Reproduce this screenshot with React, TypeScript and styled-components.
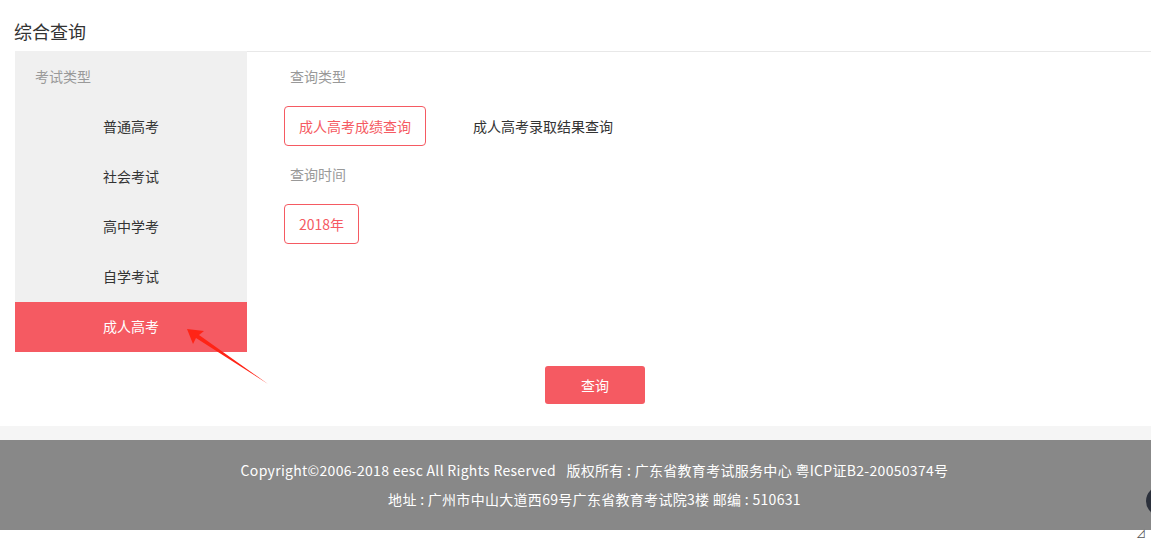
import React from "react";
import styled, { createGlobalStyle } from "styled-components";

const Global = createGlobalStyle`
  html, body { margin: 0; padding: 0; background: #fff; }
  body { font-family: "Noto Sans CJK SC", "Noto Sans", sans-serif; color: #333; }
  * { box-sizing: border-box; }
`;

const RED = "#f55a62";

const Page = styled.div`
  position: relative;
  width: 1151px;
  height: 540px;
  overflow: hidden;
`;

const Title = styled.h1`
  margin: 0;
  height: 51px;
  padding: 18px 0 0 14px;
  font-size: 18px;
  font-weight: 400;
  line-height: 26px;
  color: #333;
`;

const Panel = styled.div`
  display: flex;
  margin-left: 15px;
  border-top: 1px solid #e8e8e8;
`;

const Sidebar = styled.div`
  width: 232px;
  background: #f0f0f0;
  display: flex;
  flex-direction: column;
  margin-top: -1px;
  padding-top: 1px;
`;

const SideHeading = styled.div`
  height: 50px;
  line-height: 49px;
  padding-left: 20px;
  font-size: 14px;
  color: #999;
`;

const SideItem = styled.div<{ $active?: boolean }>`
  height: 50px;
  line-height: 48px;
  text-align: center;
  font-size: 14px;
  color: ${(p) => (p.$active ? "#fff" : "#333")};
  background: ${(p) => (p.$active ? RED : "transparent")};
`;

const Content = styled.div`
  flex: 1;
  padding-left: 37px;
`;

const Label = styled.div`
  height: 50px;
  line-height: 49px;
  padding-left: 6px;
  font-size: 14px;
  color: #999;
`;

const Options = styled.div`
  display: flex;
  gap: 32px;
  margin: 4px 0;
`;

const Option = styled.div<{ $active?: boolean }>`
  height: 40px;
  line-height: 38px;
  padding: 0 14px;
  font-size: 14px;
  border: 1px solid ${(p) => (p.$active ? RED : "transparent")};
  border-radius: 4px;
  color: ${(p) => (p.$active ? RED : "#333")};
`;

const ButtonRow = styled.div`
  padding: 14px 0 0 545px;
  height: 74px;
`;

const QueryButton = styled.button`
  width: 100px;
  height: 38px;
  border: none;
  border-radius: 3px;
  background: ${RED};
  color: #fff;
  font-family: inherit;
  font-size: 14px;
`;

const Strip = styled.div`
  height: 14px;
  background: #f5f5f5;
`;

const Footer = styled.footer`
  height: 90px;
  background: #888888;
  padding: 16px 0 0 38px;
  text-align: center;
  color: #fff;
  font-size: 14px;
  line-height: 29px;
  letter-spacing: 0.3px;
`;

const Arrow = styled.svg`
  position: absolute;
  left: 0;
  top: 0;
  pointer-events: none;
`;

const Widget = styled.div`
  position: absolute;
  left: 1146px;
  top: 486px;
  width: 30px;
  height: 30px;
  border-radius: 50%;
  background: #2b303b;
`;

const Corner = styled.div`
  position: absolute;
  left: 1136px;
  top: 528px;
  font-size: 10px;
  color: #555;
  line-height: 11px;
`;

export default function App() {
  const items = ["普通高考", "社会考试", "高中学考", "自学考试", "成人高考"];
  return (
    <Page>
      <Global />
      <Title>综合查询</Title>
      <Panel>
        <Sidebar>
          <SideHeading>考试类型</SideHeading>
          {items.map((it) => (
            <SideItem key={it} $active={it === "成人高考"}>
              {it}
            </SideItem>
          ))}
        </Sidebar>
        <Content>
          <Label>查询类型</Label>
          <Options>
            <Option $active>成人高考成绩查询</Option>
            <Option>成人高考录取结果查询</Option>
          </Options>
          <Label>查询时间</Label>
          <Options>
            <Option $active>2018年</Option>
          </Options>
        </Content>
      </Panel>
      <ButtonRow>
        <QueryButton>查询</QueryButton>
      </ButtonRow>
      <Strip />
      <Footer>
        <div>Copyright©2006-2018 eesc All Rights Reserved&nbsp;&nbsp;&nbsp;版权所有 : 广东省教育考试服务中心 粤ICP证B2-20050374号</div>
        <div>地址 : 广州市中山大道西69号广东省教育考试院3楼 邮编 : 510631</div>
      </Footer>
      <Arrow width="1151" height="540" viewBox="0 0 1151 540">
        <polygon
          points="187,329 204,331 199,335 268,384 196,338 193,344"
          fill="#ff2416"
        />
      </Arrow>
      <Widget />
      <Corner>⊿</Corner>
    </Page>
  );
}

◆ ◆ ◆ ◆

### [What you will do]
Drop the images and repeat the data exactly.

### [Exercise response]
Reproduce this screenshot with React, TypeScript and styled-components.
import React from "react";
import styled, { createGlobalStyle } from "styled-components";

const Global = createGlobalStyle`
  html, body { margin: 0; padding: 0; background: #fff; }
  body { font-family: "Noto Sans CJK SC", "Noto Sans", sans-serif; color: #333; }
  * { box-sizing: border-box; }
`;

const RED = "#f55a62";

const Page = styled.div`
  position: relative;
  width: 1151px;
  height: 540px;
  overflow: hidden;
`;

const Title = styled.h1`
  margin: 0;
  height: 51px;
  padding: 18px 0 0 14px;
  font-size: 18px;
  font-weight: 400;
  line-height: 26px;
  color: #333;
`;

const Panel = styled.div`
  display: flex;
  margin-left: 15px;
  border-top: 1px solid #e8e8e8;
`;

const Sidebar = styled.div`
  width: 232px;
  background: #f0f0f0;
  display: flex;
  flex-direction: column;
  margin-top: -1px;
  padding-top: 1px;
`;

const SideHeading = styled.div`
  height: 50px;
  line-height: 49px;
  padding-left: 20px;
  font-size: 14px;
  color: #999;
`;

const SideItem = styled.div<{ $active?: boolean }>`
  height: 50px;
  line-height: 48px;
  text-align: center;
  font-size: 14px;
  color: ${(p) => (p.$active ? "#fff" : "#333")};
  background: ${(p) => (p.$active ? RED : "transparent")};
`;

const Content = styled.div`
  flex: 1;
  padding-left: 37px;
`;

const Label = styled.div`
  height: 50px;
  line-height: 49px;
  padding-left: 6px;
  font-size: 14px;
  color: #999;
`;

const Options = styled.div`
  display: flex;
  gap: 32px;
  margin: 4px 0;
`;

const Option = styled.div<{ $active?: boolean }>`
  height: 40px;
  line-height: 38px;
  padding: 0 14px;
  font-size: 14px;
  border: 1px solid ${(p) => (p.$active ? RED : "transparent")};
  border-radius: 4px;
  color: ${(p) => (p.$active ? RED : "#333")};
`;

const ButtonRow = styled.div`
  padding: 14px 0 0 545px;
  height: 74px;
`;

const QueryButton = styled.button`
  width: 100px;
  height: 38px;
  border: none;
  border-radius: 3px;
  background: ${RED};
  color: #fff;
  font-family: inherit;
  font-size: 14px;
`;

const Strip = styled.div`
  height: 14px;
  background: #f5f5f5;
`;

const Footer = styled.footer`
  height: 90px;
  background: #888888;
  padding: 16px 0 0 38px;
  text-align: center;
  color: #fff;
  font-size: 14px;
  line-height: 29px;
  letter-spacing: 0.3px;
`;

const Arrow = styled.svg`
  position: absolute;
  left: 0;
  top: 0;
  pointer-events: none;
`;

const Widget = styled.div`
  position: absolute;
  left: 1146px;
  top: 486px;
  width: 30px;
  height: 30px;
  border-radius: 50%;
  background: #2b303b;
`;

const Corner = styled.div`
  position: absolute;
  left: 1136px;
  top: 528px;
  font-size: 10px;
  color: #555;
  line-height: 11px;
`;

export default function App() {
  const items = ["普通高考", "社会考试", "高中学考", "自学考试", "成人高考"];
  return (
    <Page>
      <Global />
      <Title>综合查询</Title>
      <Panel>
        <Sidebar>
          <SideHeading>考试类型</SideHeading>
          {items.map((it) => (
            <SideItem key={it} $active={it === "成人高考"}>
              {it}
            </SideItem>
          ))}
        </Sidebar>
        <Content>
          <Label>查询类型</Label>
          <Options>
            <Option $active>成人高考成绩查询</Option>
            <Option>成人高考录取结果查询</Option>
          </Options>
          <Label>查询时间</Label>
          <Options>
            <Option $active>2018年</Option>
          </Options>
        </Content>
      </Panel>
      <ButtonRow>
        <QueryButton>查询</QueryButton>
      </ButtonRow>
      <Strip />
      <Footer>
        <div>Copyright©2006-2018 eesc All Rights Reserved&nbsp;&nbsp;&nbsp;版权所有 : 广东省教育考试服务中心 粤ICP证B2-20050374号</div>
        <div>地址 : 广州市中山大道西69号广东省教育考试院3楼 邮编 : 510631</div>
      </Footer>
      <Arrow width="1151" height="540" viewBox="0 0 1151 540">
        <polygon
          points="187,329 204,331 199,335 268,384 196,338 193,344"
          fill="#ff2416"
        />
      </Arrow>
      <Widget />
      <Corner>⊿</Corner>
    </Page>
  );
}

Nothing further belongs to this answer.